When I get back to my shop in a week or so, I will see how well it scans.  As it is, some of the part numbers are difficult to read.


----------



## 125a

Haven't forgotten...Waiting to hear back from the scanning dept.  
Stay tuned.


----------



## 125a

I now have a scanned version of my parts manual.  Pdf format, 4mb or thereabouts.  Three of the pages are too blurry/faint to read, but the schematics are clear.
If anyone wants a copy, PM me your email.


----------



## jobin340

125a said:


> I now have a scanned version of my parts manual. Pdf format, 4mb or thereabouts. Three of the pages are too blurry/faint to read, but the schematics are clear.
> If anyone wants a copy, PM me your email.


 
Hi 125a,  I would like if it's possible to obtain your scanned version.  My email is sjodoin@pyrotechbei.com

Thanks 

Jobin


----------



## Snowtrac Nome

benz9 would have about all the info off the top of his head for you he is doing the same thing right now he can also tell you about the diff drain as he just did his.


----------



## jobin340

thanks


----------



## benz9

Yup, just answered the guy by e-mail.

But Jobin340, now you have to post pics of your machine.
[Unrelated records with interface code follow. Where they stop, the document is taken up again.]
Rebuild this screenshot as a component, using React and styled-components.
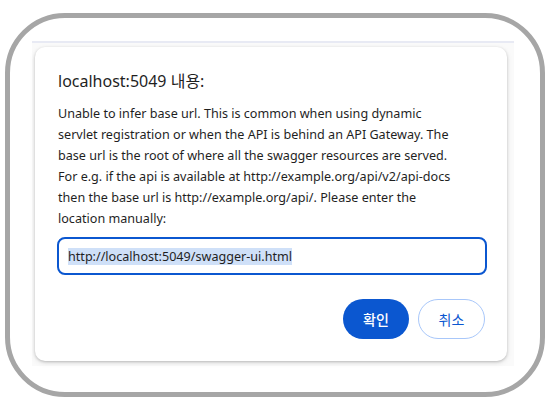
import React from 'react';
import styled, { createGlobalStyle } from 'styled-components';

const GlobalStyle = createGlobalStyle`
  body {
    margin: 0;
    background: #ffffff;
    font-family: "Noto Sans", "Noto Sans CJK KR", sans-serif;
  }
`;

const Frame = styled.div`
  box-sizing: border-box;
  width: 540px;
  height: 384px;
  margin: 13px 0 0 5px;
  border: 5px solid #a6a6a6;
  border-radius: 60px;
  padding: 23px 0 0 22px;
`;

const Page = styled.div`
  box-sizing: border-box;
  width: 482px;
  height: 325px;
  border-top: 2px solid #e8eaf4;
  background: #fafafa;
  padding: 4px 0 0 3px;
`;

const Card = styled.div`
  box-sizing: border-box;
  width: 472px;
  height: 314px;
  background: #ffffff;
  border-radius: 10px;
  box-shadow: 0 1px 3px rgba(0, 0, 0, 0.22), 0 2px 6px rgba(0, 0, 0, 0.08);
  padding: 23px 22px 0 23px;
  display: flex;
  flex-direction: column;
`;

const Title = styled.h1`
  margin: 0;
  font-size: 16px;
  font-weight: 400;
  line-height: 22px;
  color: #1f1f1f;
  font-family: "Noto Sans", "Noto Sans CJK KR", sans-serif;
`;

const Message = styled.p`
  margin: 11px 0 0;
  font-size: 12.6px;
  line-height: 21px;
  color: #1f1f1f;
  white-space: nowrap;
`;

const Selected = styled.div`
  box-sizing: border-box;
  margin: 8px 0 0 -1px;
  width: 430px;
  height: 38px;
  border: 2px solid #0b57d0;
  border-radius: 8px;
  padding: 0 9px;
  display: flex;
  align-items: center;
  font-size: 12.6px;
  color: #1f1f1f;

  span {
    background: #cfe0f8;
    line-height: 17px;
  }
`;

const Actions = styled.div`
  display: flex;
  justify-content: flex-end;
  gap: 9px;
  margin-top: 24px;
`;

const Button = styled.button`
  box-sizing: border-box;
  height: 40px;
  width: ${p => p.$w}px;
  border-radius: 20px;
  font-family: "Noto Sans CJK KR", sans-serif;
  font-size: 14px;
  font-weight: ${p => (p.$primary ? 500 : 400)};
  cursor: pointer;
  background: ${p => (p.$primary ? '#0b57d0' : '#ffffff')};
  color: ${p => (p.$primary ? '#ffffff' : '#0b57d0')};
  border: ${p => (p.$primary ? 'none' : '1px solid #a8c7fa')};
`;

const App = () => (
  <>
    <GlobalStyle />
    <Frame>
      <Page>
        <Card>
          <Title>localhost:5049 내용:</Title>
          <Message>
            Unable to infer base url. This is common when using dynamic
            <br />
            servlet registration or when the API is behind an API Gateway. The
            <br />
            base url is the root of where all the swagger resources are served.
            <br />
            For e.g. if the api is available at http://example.org/api/v2/api-docs
            <br />
            then the base url is http://example.org/api/. Please enter the
            <br />
            location manually:
          </Message>
          <Selected>
            <span>http://localhost:5049/swagger-ui.html</span>
          </Selected>
          <Actions>
            <Button $primary $w={66}>확인</Button>
            <Button $w={67}>취소</Button>
          </Actions>
        </Card>
      </Page>
    </Frame>
  </>
);

export default App;
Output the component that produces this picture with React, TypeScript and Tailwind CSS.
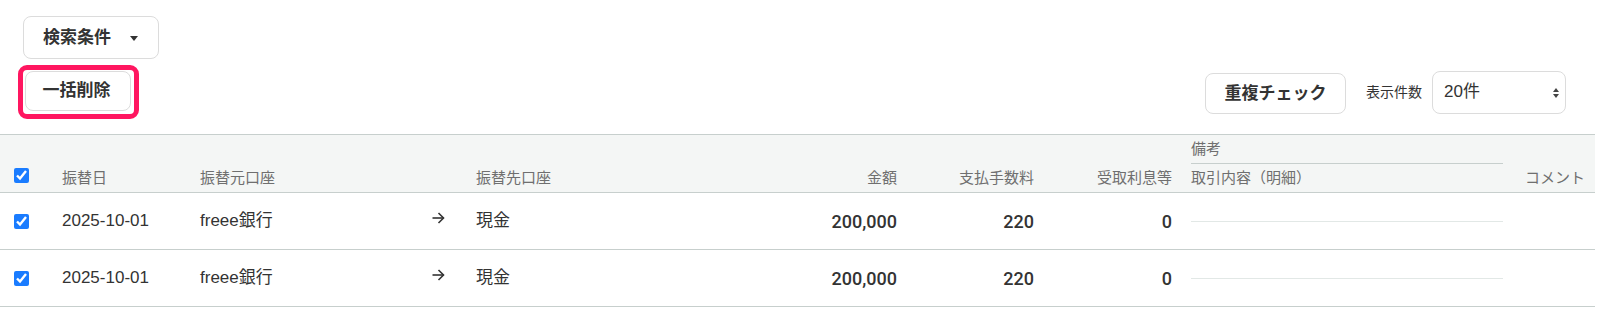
import { ChangeEvent, useState } from "react";

type Transfer = {
  id: number;
  date: string;
  from: string;
  to: string;
  amount: string;
  fee: string;
  interest: string;
};

const rows: Transfer[] = [
  { id: 1, date: "2025-10-01", from: "freee銀行", to: "現金", amount: "200,000", fee: "220", interest: "0" },
  { id: 2, date: "2025-10-01", from: "freee銀行", to: "現金", amount: "200,000", fee: "220", interest: "0" },
];

const cols =
  "grid grid-cols-[62px_138px_232px_44px_304px_117px_137px_138px_331px_1fr]";

const numCls = "text-right text-[18px] font-medium font-['Roboto','Liberation_Sans',sans-serif]";

const Arrow = () => (
  <svg width="13" height="12" viewBox="0 0 13 12" fill="none" stroke="#333" strokeWidth="1.6">
    <path d="M0.5 6h11" />
    <path d="M6.5 1l5 5-5 5" />
  </svg>
);

const App = () => {
  const [checked, setChecked] = useState<Record<number, boolean>>({ 1: true, 2: true });
  const [perPage, setPerPage] = useState("20");
  const allChecked = rows.every((r) => checked[r.id]);

  const toggleAll = () => {
    const next: Record<number, boolean> = {};
    rows.forEach((r) => (next[r.id] = !allChecked));
    setChecked(next);
  };

  return (
    <div className="w-[1598px] h-[319px] bg-white text-[#333] font-['Liberation_Sans','Noto_Sans_CJK_JP',sans-serif]">
      <div className="pl-[23px] pt-[16px]">
        <button className="h-[43px] flex items-center pl-[19px] pr-[20px] border border-[#dcdcdc] rounded-[8px] bg-white">
          <span className="text-[17px] font-bold leading-none">検索条件</span>
          <svg className="ml-[19px] mt-[1px]" width="8" height="5" viewBox="0 0 8 5">
            <path d="M0 0h8L4 5z" fill="#333" />
          </svg>
        </button>
      </div>

      <div className="flex items-center justify-between pl-[18px] pr-[32px] mt-[6px]">
        <div className="border-[5px] border-[#ff1660] rounded-[9px] pt-[1px] pl-[2px] pr-[3px] pb-[3px]">
          <button className="w-[106px] h-[40px] flex items-center justify-center pr-[3px] border border-[#dcdcdc] rounded-[8px] bg-white text-[17px] font-bold">
            一括削除
          </button>
        </div>

        <div className="flex items-center">
          <button className="w-[141px] h-[41px] mt-[3px] flex items-center justify-center border border-[#dcdcdc] rounded-[8px] bg-white text-[17px] font-bold">
            重複チェック
          </button>
          <span className="ml-[20px] text-[14px]">表示件数</span>
          <div className="relative ml-[10px]">
            <select
              value={perPage}
              onChange={(e: ChangeEvent<HTMLSelectElement>) => setPerPage(e.target.value)}
              className="appearance-none w-[134px] h-[43px] pl-[11px] border border-[#dcdcdc] rounded-[8px] bg-white text-[17px] text-[#333] outline-none"
            >
              <option value="20">20件</option>
              <option value="50">50件</option>
              <option value="100">100件</option>
            </select>
            <svg
              className="absolute right-[7px] top-[17px] pointer-events-none"
              width="6"
              height="10"
              viewBox="0 0 6 10"
            >
              <path d="M0 4h6L3 0z M0 6h6L3 10z" fill="#444" />
            </svg>
          </div>
        </div>
      </div>

      <div className="mt-[15px] mr-[3px]">
        <div className={`${cols} h-[59px] border-y border-[#c7cfcd] bg-[#f4f6f5] text-[15px] text-[#6f6f6f] leading-[20px]`}>
          <div className="flex items-end pl-[14px] pb-[9px]">
            <input
              type="checkbox"
              checked={allChecked}
              onChange={toggleAll}
              className="m-0 w-[15px] h-[15px] accent-[#1a7cff]"
            />
          </div>
          <div className="flex items-end pb-[4px]">振替日</div>
          <div className="flex items-end pb-[4px]">振替元口座</div>
          <div />
          <div className="flex items-end pb-[4px]">振替先口座</div>
          <div className="flex items-end justify-end pb-[4px]">金額</div>
          <div className="flex items-end justify-end pb-[4px]">支払手数料</div>
          <div className="flex items-end justify-end pb-[4px]">受取利息等</div>
          <div className="flex flex-col justify-end pl-[19px] pb-[4px]">
            <div className="pb-[4px] border-b border-[#c7cfcd]">備考</div>
            <div className="mt-[4px]">取引内容（明細）</div>
          </div>
          <div className="flex items-end pl-[22px] pb-[4px]">コメント</div>
        </div>

        {rows.map((r) => (
          <div key={r.id} className={`${cols} h-[57px] border-b border-[#c7cfcd] text-[17px] items-center`}>
            <div className="flex items-center pl-[14px]">
              <input
                type="checkbox"
                checked={!!checked[r.id]}
                onChange={() => setChecked({ ...checked, [r.id]: !checked[r.id] })}
                className="m-0 w-[15px] h-[15px] accent-[#1a7cff]"
              />
            </div>
            <div>{r.date}</div>
            <div>{r.from}</div>
            <div className="flex items-center pb-[6px]">
              <Arrow />
            </div>
            <div>{r.to}</div>
            <div className={numCls}>{r.amount}</div>
            <div className={numCls}>{r.fee}</div>
            <div className={numCls}>{r.interest}</div>
            <div className="pl-[19px]">
              <div className="h-px bg-[#e2e8e6]" />
            </div>
            <div />
          </div>
        ))}
      </div>
    </div>
  );
};

export default App;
Oh, and TC, you should see what your old machine looks like now!


----------



## meanjean

Also still looking for a manual for my machine!!!! I own (recently purchased) a SW-48, solid rubber tires, chassis/serial number is 001780308. I believe it to be early 80's. Anyone have a manual that I can buy???


----------



## SIMONALLEN

I have a few different manuals for the SW48 give me a call 1-888-797-8799 ext 242


----------



## jobin340

Hi Benz, I was away at the Bay James and my machine is still in the barn and only the carb had been rebuilt at this time.

I will try to work on it but time running to fast.

I will eventually post pic of it.


----------